— START OF Data section —

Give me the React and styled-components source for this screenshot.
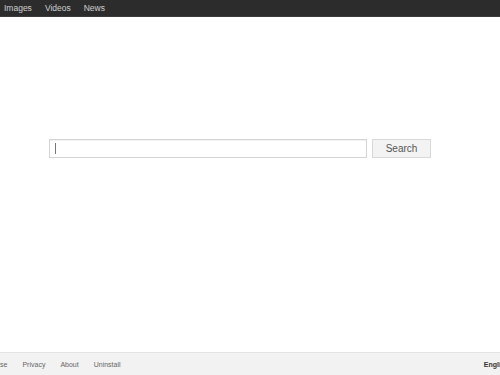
import React from 'react';
import styled, { createGlobalStyle } from 'styled-components';

const Global = createGlobalStyle`
  html, body {
    margin: 0;
    padding: 0;
    height: 100%;
    overflow: hidden;
    background: #fff;
    font-family: 'Liberation Sans', Arial, sans-serif;
  }
  #root {
    height: 100%;
  }
`;

const Page = styled.div`
  display: flex;
  flex-direction: column;
  height: 100%;
`;

const TopBar = styled.nav`
  display: flex;
  align-items: center;
  gap: 13px;
  height: 16px;
  padding-left: 4px;
  background: #2c2c2c;
  border-bottom: 1px solid #3a3a3a;
`;

const NavLink = styled.span`
  color: #d0d0d0;
  font-size: 8.5px;
  cursor: pointer;
`;

const Main = styled.main`
  flex: 1;
  padding: 122px 0 0 49px;
`;

const SearchForm = styled.form`
  display: flex;
  gap: 5px;
  margin: 0;
`;

const InputWrap = styled.div`
  position: relative;

  /* text cursor shown in the focused field */
  &::after {
    content: '';
    position: absolute;
    left: 6px;
    top: 4px;
    width: 1px;
    height: 11px;
    background: #777;
  }
`;

const SearchInput = styled.input`
  box-sizing: border-box;
  display: block;
  width: 318px;
  height: 19px;
  padding: 0 5px;
  border: 1px solid #d4d4d4;
  box-shadow: inset 0 1px 1px rgba(0, 0, 0, 0.06);
  font-size: 10px;
  font-family: inherit;
  color: #333;
  caret-color: transparent;
  outline: none;
`;

const SearchButton = styled.button`
  box-sizing: border-box;
  width: 59px;
  height: 19px;
  padding: 0;
  border: 1px solid #d8d8d8;
  background: #f3f3f3;
  color: #555;
  font-size: 10px;
  font-family: inherit;
  cursor: pointer;
`;

const Footer = styled.footer`
  display: flex;
  align-items: center;
  justify-content: space-between;
  height: 21px;
  padding-top: 1px;
  background: #f2f2f2;
  border-top: 1px solid #e4e4e4;
`;

const FooterLinks = styled.div`
  display: flex;
  gap: 15px;
  margin-left: -5px;
`;

const FooterLink = styled.span`
  color: #666;
  font-size: 7px;
  cursor: pointer;
`;

const Language = styled.span`
  color: #333;
  font-size: 7px;
  font-weight: bold;
  margin-right: -9px;
`;

export default function App() {
  return (
    <Page>
      <Global />
      <TopBar>
        <NavLink>Images</NavLink>
        <NavLink>Videos</NavLink>
        <NavLink>News</NavLink>
      </TopBar>
      <Main>
        <SearchForm onSubmit={(e) => e.preventDefault()}>
          <InputWrap>
            <SearchInput type="text" />
          </InputWrap>
          <SearchButton type="submit">Search</SearchButton>
        </SearchForm>
      </Main>
      <Footer>
        <FooterLinks>
          <FooterLink>Use</FooterLink>
          <FooterLink>Privacy</FooterLink>
          <FooterLink>About</FooterLink>
          <FooterLink>Uninstall</FooterLink>
        </FooterLinks>
        <Language>English</Language>
      </Footer>
    </Page>
  );
}
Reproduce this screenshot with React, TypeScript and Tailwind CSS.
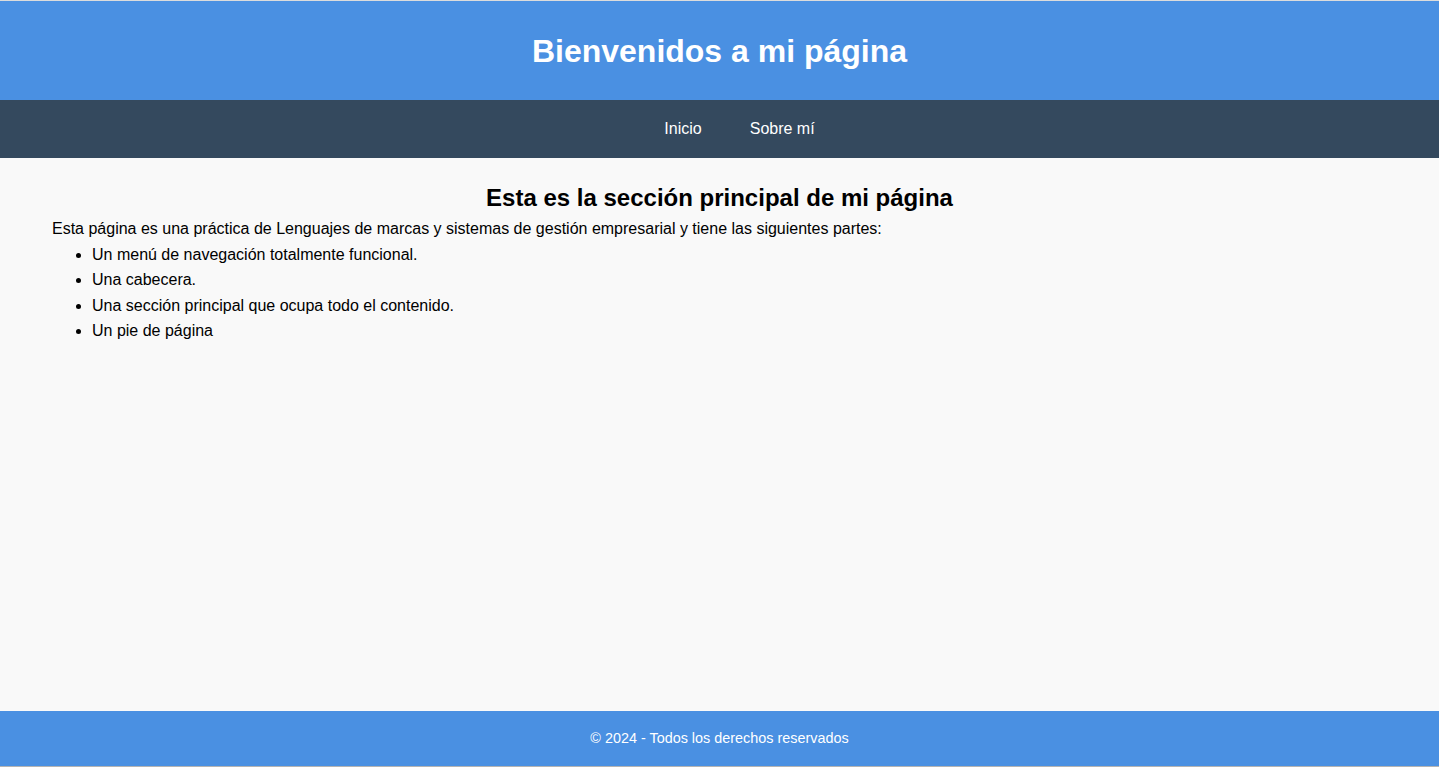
export default function App() {
  return (
    <div className="flex h-[767px] flex-col font-['Liberation_Sans',Arial,sans-serif] text-black">
      <div className="h-px bg-[#dcdcdc]" />
      <header className="flex h-[99px] items-center justify-center bg-[#4a90e2]">
        <h1 className="text-[32px] font-bold leading-none text-white">Bienvenidos a mi página</h1>
      </header>
      <nav className="flex h-[58px] items-center justify-center bg-[#34495e] text-[16px] text-white">
        <ul className="flex gap-12 pl-[40px]">
          <li><a href="#">Inicio</a></li>
          <li><a href="#">Sobre mí</a></li>
        </ul>
      </nav>
      <main className="flex-1 bg-[#f9f9f9] px-[52px] pt-[21px]">
        <h2 className="text-center text-[24px] font-bold leading-[37px]">
          Esta es la sección principal de mi página
        </h2>
        <p className="text-[16px] leading-[25.6px]">
          Esta página es una práctica de Lenguajes de marcas y sistemas de gestión empresarial y tiene las siguientes partes:
        </p>
        <ul className="list-disc pl-[40px] text-[16px] leading-[25.6px]">
          <li>Un menú de navegación totalmente funcional.</li>
          <li>Una cabecera.</li>
          <li>Una sección principal que ocupa todo el contenido.</li>
          <li>Un pie de página</li>
        </ul>
      </main>
      <footer className="flex h-[55px] items-center justify-center bg-[#4a90e2] text-[14.4px] text-white">
        © 2024 - Todos los derechos reservados
      </footer>
      <div className="h-px bg-[#b4b4b4]" />
    </div>
  );
}
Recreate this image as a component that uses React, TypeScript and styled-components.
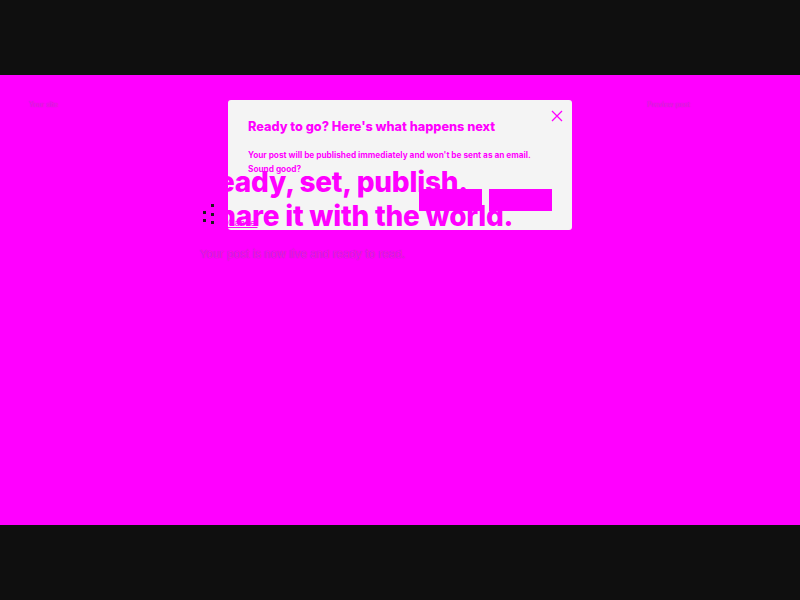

— END OF Data section —

## Problem to solve
The pictures should not be reproduced; quote all of the other material exactly.

## Written answer
Give me the React and styled-components source for this screenshot.
import React from 'react';
import styled, { createGlobalStyle } from 'styled-components';

const Global = createGlobalStyle`
  html, body {
    margin: 0;
    padding: 0;
    height: 100%;
    overflow: hidden;
    background: #fff;
    font-family: 'Liberation Sans', Arial, sans-serif;
  }
  #root {
    height: 100%;
  }
`;

const Page = styled.div`
  display: flex;
  flex-direction: column;
  height: 100%;
`;

const TopBar = styled.nav`
  display: flex;
  align-items: center;
  gap: 13px;
  height: 16px;
  padding-left: 4px;
  background: #2c2c2c;
  border-bottom: 1px solid #3a3a3a;
`;

const NavLink = styled.span`
  color: #d0d0d0;
  font-size: 8.5px;
  cursor: pointer;
`;

const Main = styled.main`
  flex: 1;
  padding: 122px 0 0 49px;
`;

const SearchForm = styled.form`
  display: flex;
  gap: 5px;
  margin: 0;
`;

const InputWrap = styled.div`
  position: relative;

  /* text cursor shown in the focused field */
  &::after {
    content: '';
    position: absolute;
    left: 6px;
    top: 4px;
    width: 1px;
    height: 11px;
    background: #777;
  }
`;

const SearchInput = styled.input`
  box-sizing: border-box;
  display: block;
  width: 318px;
  height: 19px;
  padding: 0 5px;
  border: 1px solid #d4d4d4;
  box-shadow: inset 0 1px 1px rgba(0, 0, 0, 0.06);
  font-size: 10px;
  font-family: inherit;
  color: #333;
  caret-color: transparent;
  outline: none;
`;

const SearchButton = styled.button`
  box-sizing: border-box;
  width: 59px;
  height: 19px;
  padding: 0;
  border: 1px solid #d8d8d8;
  background: #f3f3f3;
  color: #555;
  font-size: 10px;
  font-family: inherit;
  cursor: pointer;
`;

const Footer = styled.footer`
  display: flex;
  align-items: center;
  justify-content: space-between;
  height: 21px;
  padding-top: 1px;
  background: #f2f2f2;
  border-top: 1px solid #e4e4e4;
`;

const FooterLinks = styled.div`
  display: flex;
  gap: 15px;
  margin-left: -5px;
`;

const FooterLink = styled.span`
  color: #666;
  font-size: 7px;
  cursor: pointer;
`;

const Language = styled.span`
  color: #333;
  font-size: 7px;
  font-weight: bold;
  margin-right: -9px;
`;

export default function App() {
  return (
    <Page>
      <Global />
      <TopBar>
        <NavLink>Images</NavLink>
        <NavLink>Videos</NavLink>
        <NavLink>News</NavLink>
      </TopBar>
      <Main>
        <SearchForm onSubmit={(e) => e.preventDefault()}>
          <InputWrap>
            <SearchInput type="text" />
          </InputWrap>
          <SearchButton type="submit">Search</SearchButton>
        </SearchForm>
      </Main>
      <Footer>
        <FooterLinks>
          <FooterLink>Use</FooterLink>
          <FooterLink>Privacy</FooterLink>
          <FooterLink>About</FooterLink>
          <FooterLink>Uninstall</FooterLink>
        </FooterLinks>
        <Language>English</Language>
      </Footer>
    </Page>
  );
}
Reproduce this screenshot with React, TypeScript and Tailwind CSS.
export default function App() {
  return (
    <div className="flex h-[767px] flex-col font-['Liberation_Sans',Arial,sans-serif] text-black">
      <div className="h-px bg-[#dcdcdc]" />
      <header className="flex h-[99px] items-center justify-center bg-[#4a90e2]">
        <h1 className="text-[32px] font-bold leading-none text-white">Bienvenidos a mi página</h1>
      </header>
      <nav className="flex h-[58px] items-center justify-center bg-[#34495e] text-[16px] text-white">
        <ul className="flex gap-12 pl-[40px]">
          <li><a href="#">Inicio</a></li>
          <li><a href="#">Sobre mí</a></li>
        </ul>
      </nav>
      <main className="flex-1 bg-[#f9f9f9] px-[52px] pt-[21px]">
        <h2 className="text-center text-[24px] font-bold leading-[37px]">
          Esta es la sección principal de mi página
        </h2>
        <p className="text-[16px] leading-[25.6px]">
          Esta página es una práctica de Lenguajes de marcas y sistemas de gestión empresarial y tiene las siguientes partes:
        </p>
        <ul className="list-disc pl-[40px] text-[16px] leading-[25.6px]">
          <li>Un menú de navegación totalmente funcional.</li>
          <li>Una cabecera.</li>
          <li>Una sección principal que ocupa todo el contenido.</li>
          <li>Un pie de página</li>
        </ul>
      </main>
      <footer className="flex h-[55px] items-center justify-center bg-[#4a90e2] text-[14.4px] text-white">
        © 2024 - Todos los derechos reservados
      </footer>
      <div className="h-px bg-[#b4b4b4]" />
    </div>
  );
}
Recreate this image as a component that uses React, TypeScript and styled-components.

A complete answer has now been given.